Blog | Monday, August 26, 2013

QD: News Every Day--9 out of 10 doctors accept Medicare, a rate that remains steady

Office-based doctors have steadily continued to accept Medicare patients in recent years, at a rate of about nine out of 10, the Department of Health and Human Services reported.

According to federal survey data, the percentage of all office-based physicians who report accepting new Medicare patients has not changed significantly between 2005 and 2012, with 87.9% of physicians accepting new Medicare patients in 2005 and 90.7% in 2012.

The National Center for Health Statistics analyzed seven years of federal survey data from the National Ambulatory Medical Care Survey to draw its conclusions, which it reported online.

About 650,000 physicians participated in Medicare in 2011 and nearly 1 million clinicians did. A possible increase in the number of providers opting out was offset by an increase in the share of other physicians who accept new Medicare patients, the agency reported.

Compared to the number of physicians who accept new patients with private insurance, the percentage of physicians accepting new Medicare patients for most of 2005 through 2012. And, the percentage accepting new Medicare patients may have increased slightly in 2011-12 while the percentage accepting new privately insured patients may have decreased slightly.

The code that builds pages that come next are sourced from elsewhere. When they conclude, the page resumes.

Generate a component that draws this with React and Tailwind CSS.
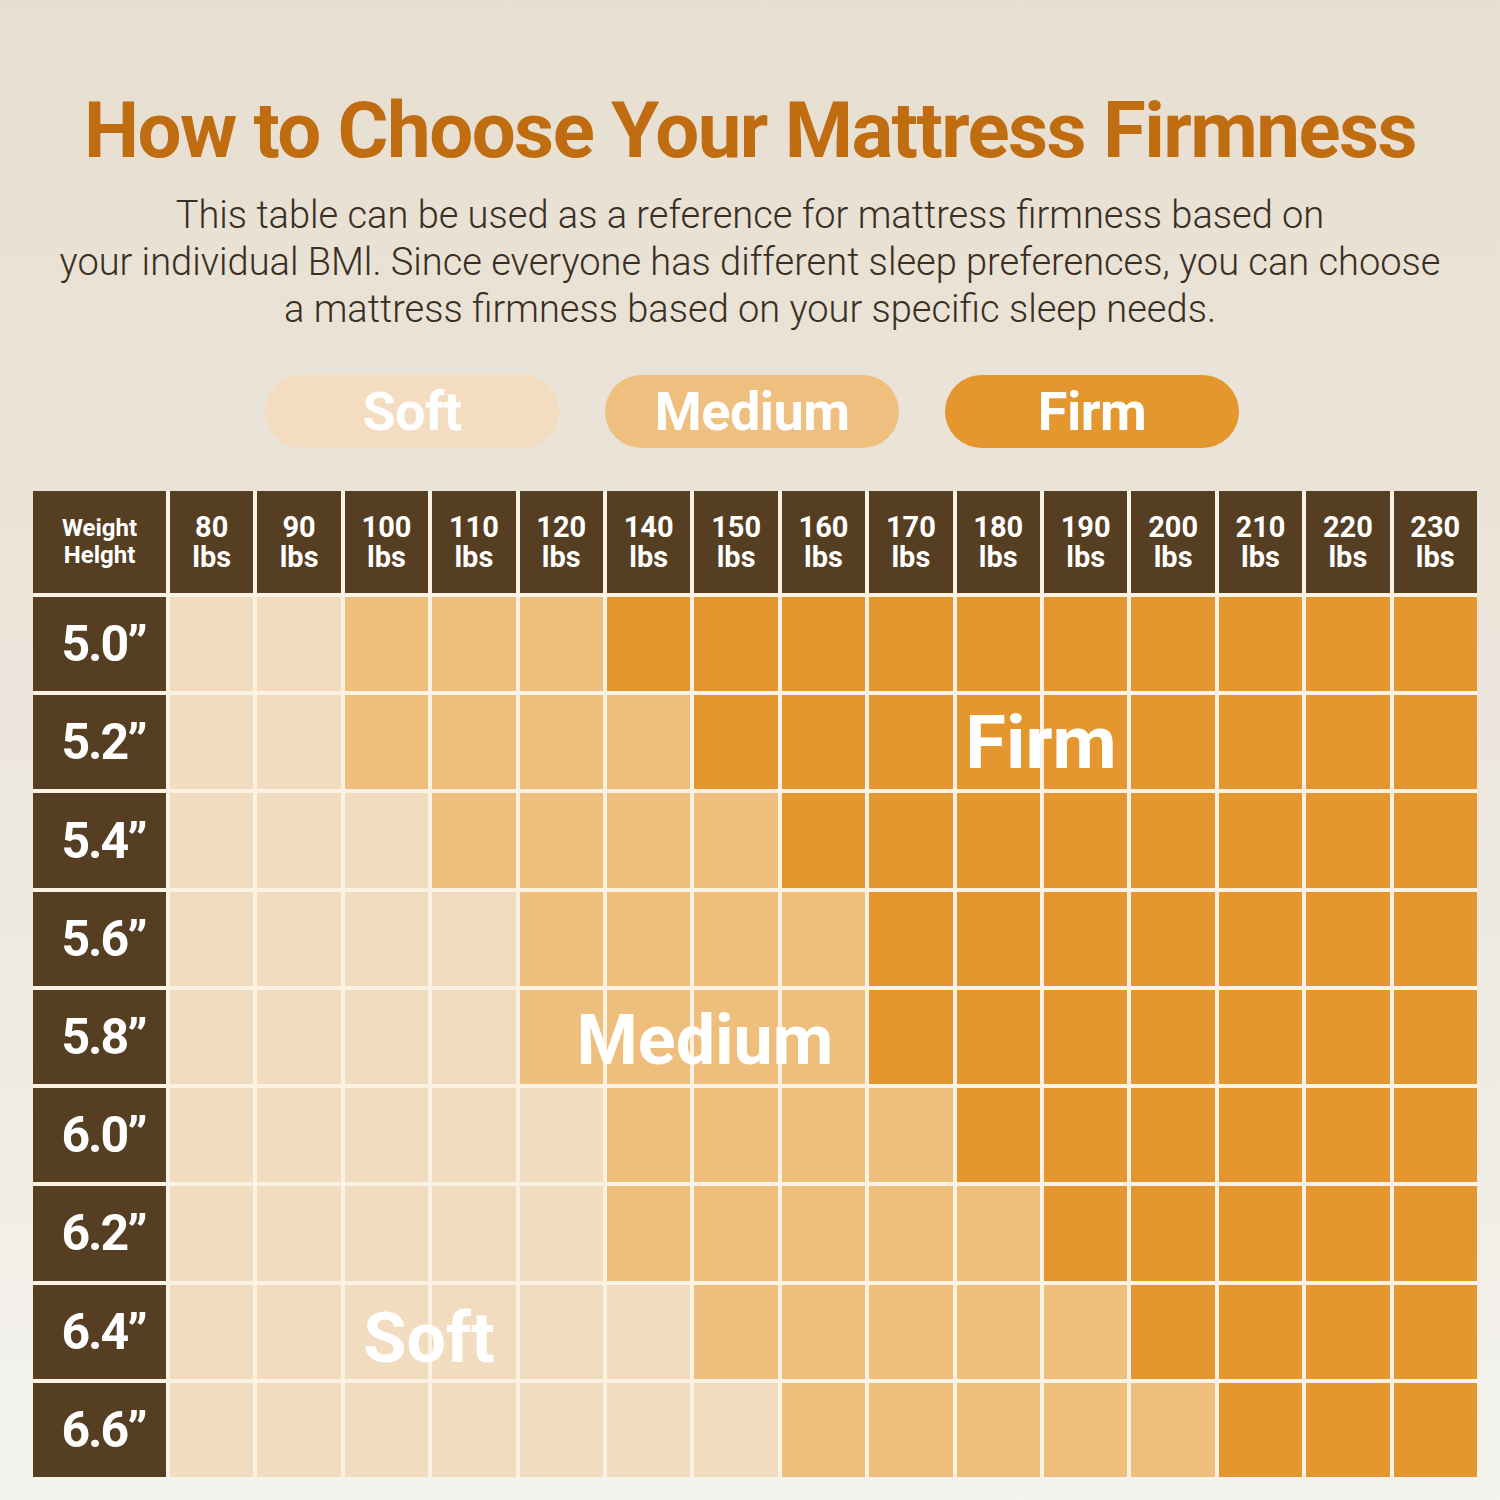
import React from 'react';

const weights = [80, 90, 100, 110, 120, 140, 150, 160, 170, 180, 190, 200, 210, 220, 230];

// 0 = soft, 1 = medium, 2 = firm
const rows = [
  { h: '5.0', cells: [0, 0, 1, 1, 1, 2, 2, 2, 2, 2, 2, 2, 2, 2, 2] },
  { h: '5.2', cells: [0, 0, 1, 1, 1, 1, 2, 2, 2, 2, 2, 2, 2, 2, 2] },
  { h: '5.4', cells: [0, 0, 0, 1, 1, 1, 1, 2, 2, 2, 2, 2, 2, 2, 2] },
  { h: '5.6', cells: [0, 0, 0, 0, 1, 1, 1, 1, 2, 2, 2, 2, 2, 2, 2] },
  { h: '5.8', cells: [0, 0, 0, 0, 1, 1, 1, 1, 2, 2, 2, 2, 2, 2, 2] },
  { h: '6.0', cells: [0, 0, 0, 0, 0, 1, 1, 1, 1, 2, 2, 2, 2, 2, 2] },
  { h: '6.2', cells: [0, 0, 0, 0, 0, 1, 1, 1, 1, 1, 2, 2, 2, 2, 2] },
  { h: '6.4', cells: [0, 0, 0, 0, 0, 0, 1, 1, 1, 1, 1, 2, 2, 2, 2] },
  { h: '6.6', cells: [0, 0, 0, 0, 0, 0, 0, 1, 1, 1, 1, 1, 2, 2, 2] },
];

const cellColor = ['bg-[#f2dcbf]', 'bg-[#eebe7c]', 'bg-[#e4972f]'];

const font = { fontFamily: 'Roboto, "Noto Sans", sans-serif' };

const Pill = ({ label, color }) => (
  <div className={`w-[294px] h-[73px] rounded-full flex items-center justify-center ${color}`}>
    <span className="text-white font-bold text-[54px] leading-none tracking-[-0.01em]">{label}</span>
  </div>
);

export default function App() {
  return (
    <div
      className="w-[1500px] h-[1500px] bg-linear-to-b from-[#e7dfd1] via-[#ece6dc] to-[#f4f3ee] flex flex-col items-center"
      style={font}
    >
      <h1 className="mt-[92px] text-[78px] leading-[78px] font-bold text-[#c06d12] tracking-[-0.02em] text-center">
        How to Choose Your Mattress Firmness
      </h1>
      <p className="mt-[22px] text-[38px] leading-[47px] font-light text-[#3a2f23] text-center">
        This table can be used as a reference for mattress firmness based on
        <br />
        your individual BMl. Since everyone has different sleep preferences, you can choose
        <br />
        a mattress firmness based on your specific sleep needs.
      </p>

      <div className="mt-[42px] flex gap-[46px] ml-[4px]">
        <Pill label="Soft" color="bg-[#f3dcc0]" />
        <Pill label="Medium" color="bg-[#eebf7e]" />
        <Pill label="Firm" color="bg-[#e5972f]" />
      </div>

      <div className="mt-[43px] self-start ml-[33px] relative w-[1444px] h-[986px] bg-[#fcf2e3] grid grid-cols-[133px_repeat(15,minmax(0,1fr))] grid-rows-[102px_repeat(9,minmax(0,1fr))] gap-[4px]">
        <div className="bg-[#553e22] flex flex-col items-center justify-center text-white font-bold text-[24px] leading-[27px]">
          <span>Weight</span>
          <span>Helght</span>
        </div>
        {weights.map((w) => (
          <div
            key={w}
            className="bg-[#553e22] flex flex-col items-center justify-center text-white font-bold text-[29px] leading-[30px]"
          >
            <span>{w}</span>
            <span>lbs</span>
          </div>
        ))}
        {rows.map((r) => (
          <React.Fragment key={r.h}>
            <div className="bg-[#553e22] flex items-center justify-center pl-[8px] text-white font-bold text-[50px] leading-none tracking-[-0.04em]">
              {r.h}”
            </div>
            {r.cells.map((c, i) => (
              <div key={i} className={cellColor[c]} />
            ))}
          </React.Fragment>
        ))}

        <span className="absolute left-[1008px] top-[215px] -translate-x-1/2 text-white font-bold text-[74px] leading-[74px] pointer-events-none">
          Firm
        </span>
        <span className="absolute left-[672px] top-[514px] -translate-x-1/2 text-white font-bold text-[70px] leading-[70px] pointer-events-none">
          Medium
        </span>
        <span className="absolute left-[396px] top-[812px] -translate-x-1/2 text-white font-bold text-[70px] leading-[70px] pointer-events-none">
          Soft
        </span>
      </div>
    </div>
  );
}
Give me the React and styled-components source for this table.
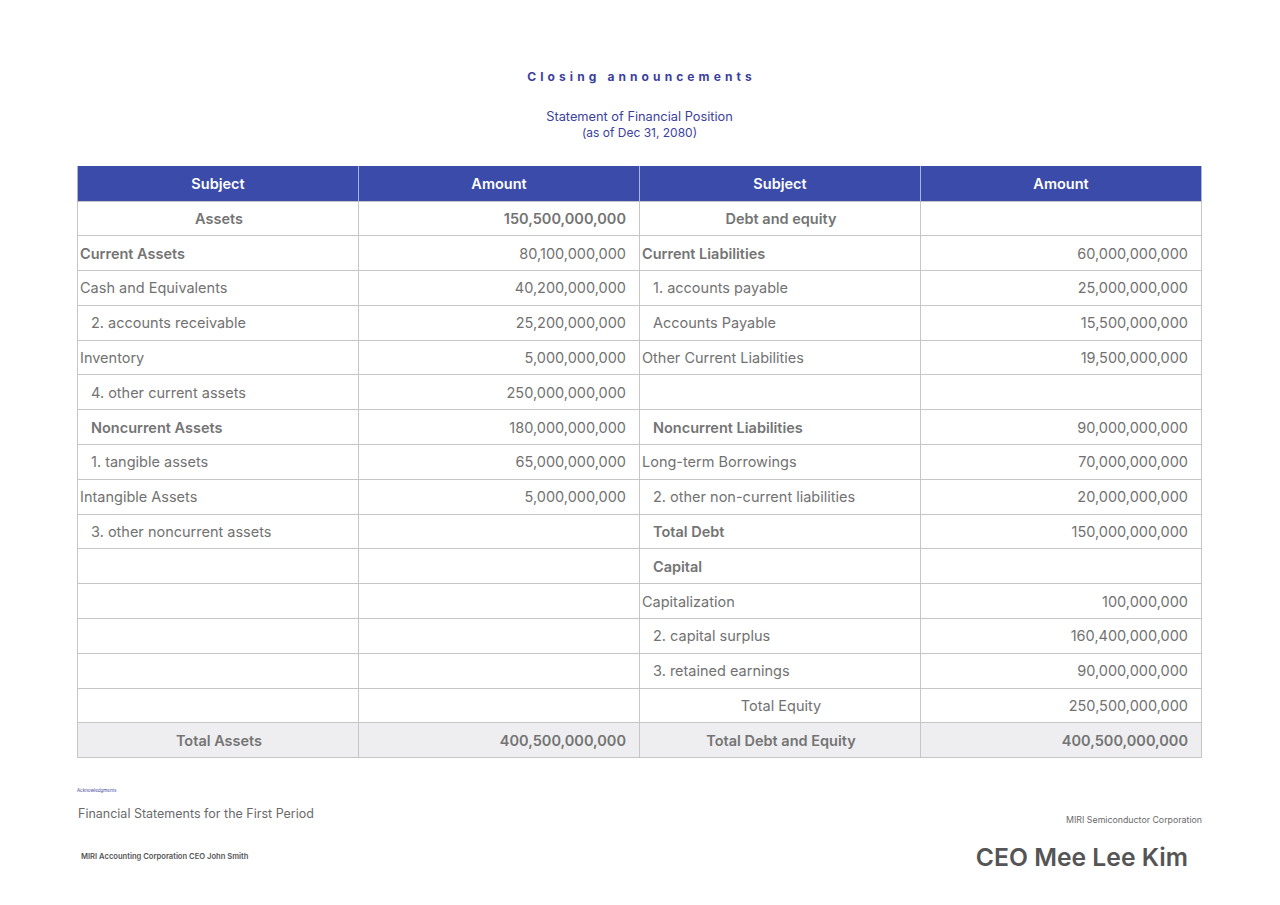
import React from "react";
import styled, { createGlobalStyle } from "styled-components";

const Global = createGlobalStyle`
  html, body { margin: 0; padding: 0; background: #ffffff; }
  body { font-family: Inter, "Noto Sans", sans-serif; -webkit-font-smoothing: antialiased; }
`;

const Page = styled.div`
  width: 1280px;
  height: 905px;
  box-sizing: border-box;
  padding: 70px 78px 0 77px;
  display: flex;
  flex-direction: column;
`;

const Heading = styled.header`
  display: flex;
  flex-direction: column;
  align-items: center;
  color: #3b3f9e;
`;

const Kicker = styled.h1`
  margin: 0;
  font-size: 12px;
  font-weight: 700;
  letter-spacing: 4.1px;
  line-height: 14px;
  padding-left: 4px;
`;

const Subtitle = styled.div`
  margin-top: 25px;
  font-size: 12.8px;
  line-height: 16px;
`;

const DateLine = styled.div`
  font-size: 12px;
  line-height: 16px;
`;

const Table = styled.table`
  margin-top: 25px;
  width: 1125px;
  border-collapse: collapse;
  table-layout: fixed;
  font-size: 14.5px;
  color: #707070;
`;

const HeadCell = styled.th`
  background: #3a4ba9;
  color: #ffffff;
  font-weight: 600;
  height: 35px;
  padding: 0;
  border-left: 1px solid #a9b4e3;
  border-right: 1px solid #a9b4e3;
  text-align: center;
  box-sizing: border-box;
`;

const Row = styled.tr`
  height: 34.8px;
  background: ${(p) => (p.$total ? "#eeeef0" : "#ffffff")};
`;

const Cell = styled.td`
  border: 1px solid #c6c6c6;
  padding: 0 ${(p) => (p.$num ? "13px" : "0")} 0 ${(p) => (p.$indent ? "13px" : p.$num ? "0" : "2px")};
  text-align: ${(p) => (p.$center ? "center" : p.$num ? "right" : "left")};
  font-weight: ${(p) => (p.$bold ? 600 : 400)};
  white-space: nowrap;
  color: ${(p) => (p.$bold ? "#747474" : "#727272")};
`;

const Footer = styled.footer`
  margin-top: 30px;
  display: flex;
  justify-content: space-between;
  align-items: flex-start;
`;

const FooterLeft = styled.div`
  display: flex;
  flex-direction: column;
`;

const Ack = styled.div`
  font-size: 4.5px;
  color: #3b3f9e;
  line-height: 6px;
`;

const Period = styled.div`
  margin-top: 12px;
  margin-left: 1px;
  font-size: 12.5px;
  color: #6a6a6a;
  line-height: 16px;
`;

const Auditor = styled.div`
  margin-top: 30px;
  margin-left: 4px;
  font-size: 7.6px;
  font-weight: 600;
  color: #555555;
  line-height: 10px;
`;

const FooterRight = styled.div`
  display: flex;
  flex-direction: column;
  align-items: flex-end;
  padding-top: 26px;
`;

const Company = styled.div`
  font-size: 8.8px;
  color: #6a6a6a;
  line-height: 12px;
`;

const Ceo = styled.div`
  margin-top: 16px;
  margin-right: 14px;
  font-size: 24.7px;
  font-weight: 600;
  color: #555555;
  line-height: 30px;
`;

const rows = [
  [{ t: "Assets", center: 1, bold: 1 }, { t: "150,500,000,000", bold: 1 }, { t: "Debt and equity", center: 1, bold: 1 }, { t: "" }],
  [{ t: "Current Assets", bold: 1 }, { t: "80,100,000,000" }, { t: "Current Liabilities", bold: 1 }, { t: "60,000,000,000" }],
  [{ t: "Cash and Equivalents" }, { t: "40,200,000,000" }, { t: "1. accounts payable", indent: 1 }, { t: "25,000,000,000" }],
  [{ t: "2. accounts receivable", indent: 1 }, { t: "25,200,000,000" }, { t: "Accounts Payable", indent: 1 }, { t: "15,500,000,000" }],
  [{ t: "Inventory" }, { t: "5,000,000,000" }, { t: "Other Current Liabilities" }, { t: "19,500,000,000" }],
  [{ t: "4. other current assets", indent: 1 }, { t: "250,000,000,000" }, { t: "" }, { t: "" }],
  [{ t: "Noncurrent Assets", indent: 1, bold: 1 }, { t: "180,000,000,000" }, { t: "Noncurrent Liabilities", indent: 1, bold: 1 }, { t: "90,000,000,000" }],
  [{ t: "1. tangible assets", indent: 1 }, { t: "65,000,000,000" }, { t: "Long-term Borrowings" }, { t: "70,000,000,000" }],
  [{ t: "Intangible Assets" }, { t: "5,000,000,000" }, { t: "2. other non-current liabilities", indent: 1 }, { t: "20,000,000,000" }],
  [{ t: "3. other noncurrent assets", indent: 1 }, { t: "" }, { t: "Total Debt", indent: 1, bold: 1 }, { t: "150,000,000,000" }],
  [{ t: "" }, { t: "" }, { t: "Capital", indent: 1, bold: 1 }, { t: "" }],
  [{ t: "" }, { t: "" }, { t: "Capitalization" }, { t: "100,000,000" }],
  [{ t: "" }, { t: "" }, { t: "2. capital surplus", indent: 1 }, { t: "160,400,000,000" }],
  [{ t: "" }, { t: "" }, { t: "3. retained earnings", indent: 1 }, { t: "90,000,000,000" }],
  [{ t: "" }, { t: "" }, { t: "Total Equity", center: 1 }, { t: "250,500,000,000" }],
];

const totalRow = [
  { t: "Total Assets", center: 1, bold: 1 },
  { t: "400,500,000,000", bold: 1 },
  { t: "Total Debt and Equity", center: 1, bold: 1 },
  { t: "400,500,000,000", bold: 1 },
];

function renderCells(cells) {
  return cells.map((c, i) => (
    <Cell
      key={i}
      $num={i % 2 === 1}
      $center={!!c.center}
      $bold={!!c.bold}
      $indent={!!c.indent}
    >
      {c.t}
    </Cell>
  ));
}

export default function App() {
  return (
    <>
      <Global />
      <Page>
        <Heading>
          <Kicker>Closing announcements</Kicker>
          <Subtitle>Statement of Financial Position</Subtitle>
          <DateLine>(as of Dec 31, 2080)</DateLine>
        </Heading>
        <Table>
          <thead>
            <tr>
              <HeadCell>Subject</HeadCell>
              <HeadCell>Amount</HeadCell>
              <HeadCell>Subject</HeadCell>
              <HeadCell>Amount</HeadCell>
            </tr>
          </thead>
          <tbody>
            {rows.map((r, i) => (
              <Row key={i}>{renderCells(r)}</Row>
            ))}
            <Row $total>{renderCells(totalRow)}</Row>
          </tbody>
        </Table>
        <Footer>
          <FooterLeft>
            <Ack>Acknowledgments</Ack>
            <Period>Financial Statements for the First Period</Period>
            <Auditor>MIRI Accounting Corporation CEO John Smith</Auditor>
          </FooterLeft>
          <FooterRight>
            <Company>MIRI Semiconductor Corporation</Company>
            <Ceo>CEO Mee Lee Kim</Ceo>
          </FooterRight>
        </Footer>
      </Page>
    </>
  );
}
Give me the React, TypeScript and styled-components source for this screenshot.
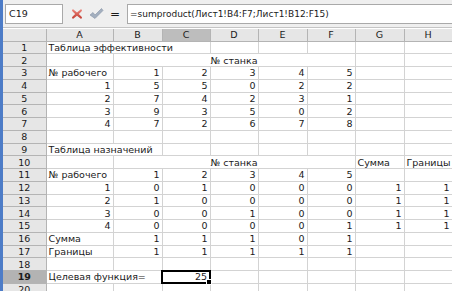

More than three-quarters of Medicare beneficiaries reported no delays in getting care, the report continued. The Medicare Payment Advisory Commission (MedPAC), an independent Congressional agency that advises Congress, conducted an annual survey of 4,000 Medicare beneficiaries and 4,000 privately insured individuals age 50-64. In 2012, 77% of Medicare beneficiaries reported they never experienced an unwanted delay in getting an appointment for routine care, compared with 76% in 2008. These rates were comparable to people with private insurance. The large majority of beneficiaries had no problems getting an appointment with a new physician, the report stated, and Medicare beneficiaries were less likely than the privately insured to report forgoing needed medical care (8% vs. 11%) in 2012.